▶ GIVEN INFORMATION:
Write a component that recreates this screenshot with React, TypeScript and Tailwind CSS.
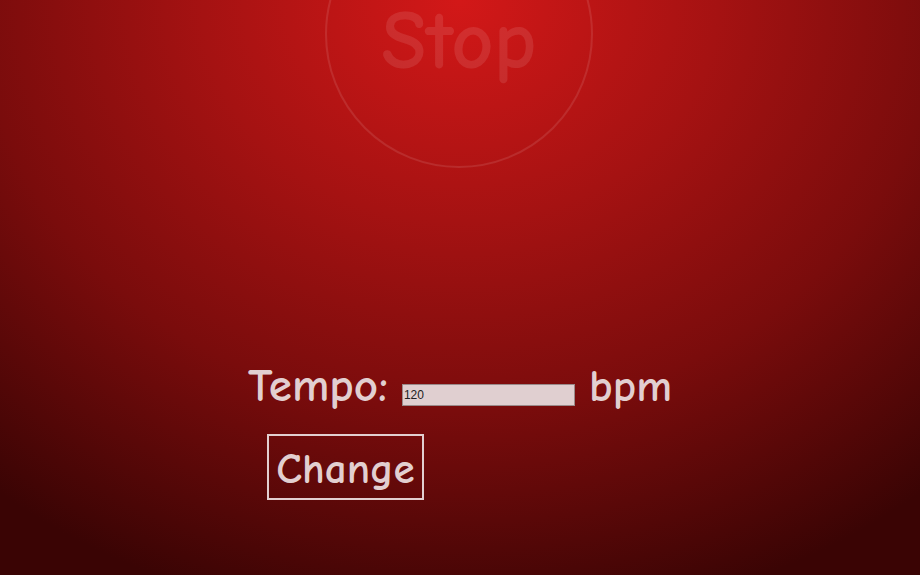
export default function App() {
  const font = { fontFamily: '"Comic Sans MS", "Comic Neue", Lato, sans-serif' };
  return (
    <div
      className="h-[575px] w-[920px] overflow-hidden bg-[radial-gradient(ellipse_80%_110%_at_50%_0%,#d31818_0%,#a51212_35%,#7a0c0c_65%,#3a0404_100%)] text-[#e2cfd0]"
      style={font}
    >
      <div className="flex flex-col items-center">
        {/* play/stop */}
        <button className="ml-[-2px] mt-[-100px] flex h-[268px] w-[268px] items-end justify-center rounded-full border-2 border-white/10 pb-[96px]">
          <span className="block text-[82px] font-bold leading-[0.7] text-white/10">Stop</span>
        </button>

        <div className="mt-[192px] flex w-[424px] flex-col">
          <div className="flex items-center">
            <span className="text-[47px] font-bold leading-[52px]">Tempo:</span>
            <input
              defaultValue="120"
              className="ml-[14px] mt-[18px] h-[22px] w-[174px] border border-[#9a8a8a] bg-[#e0cfd0] px-[1px] text-[12px] text-[#222]"
              style={{ fontFamily: 'Arial, "Liberation Sans", sans-serif' }}
            />
            <span className="ml-[14px] text-[45px] font-bold leading-[52px]">bpm</span>
          </div>
          <button className="ml-[19px] mt-[22px] h-[66px] w-[157px] border-2 border-[#e2cfd0] pt-[4px] text-[43px] font-bold leading-none">
            Change
          </button>
        </div>
      </div>
    </div>
  );
}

▶ PROBLEM STATEMENT:
Exclude the pictures, and transcribe all of the material exactly.

▶ TASK SOLUTION:
Write a component that recreates this screenshot with React, TypeScript and Tailwind CSS.
export default function App() {
  const font = { fontFamily: '"Comic Sans MS", "Comic Neue", Lato, sans-serif' };
  return (
    <div
      className="h-[575px] w-[920px] overflow-hidden bg-[radial-gradient(ellipse_80%_110%_at_50%_0%,#d31818_0%,#a51212_35%,#7a0c0c_65%,#3a0404_100%)] text-[#e2cfd0]"
      style={font}
    >
      <div className="flex flex-col items-center">
        {/* play/stop */}
        <button className="ml-[-2px] mt-[-100px] flex h-[268px] w-[268px] items-end justify-center rounded-full border-2 border-white/10 pb-[96px]">
          <span className="block text-[82px] font-bold leading-[0.7] text-white/10">Stop</span>
        </button>

        <div className="mt-[192px] flex w-[424px] flex-col">
          <div className="flex items-center">
            <span className="text-[47px] font-bold leading-[52px]">Tempo:</span>
            <input
              defaultValue="120"
              className="ml-[14px] mt-[18px] h-[22px] w-[174px] border border-[#9a8a8a] bg-[#e0cfd0] px-[1px] text-[12px] text-[#222]"
              style={{ fontFamily: 'Arial, "Liberation Sans", sans-serif' }}
            />
            <span className="ml-[14px] text-[45px] font-bold leading-[52px]">bpm</span>
          </div>
          <button className="ml-[19px] mt-[22px] h-[66px] w-[157px] border-2 border-[#e2cfd0] pt-[4px] text-[43px] font-bold leading-none">
            Change
          </button>
        </div>
      </div>
    </div>
  );
}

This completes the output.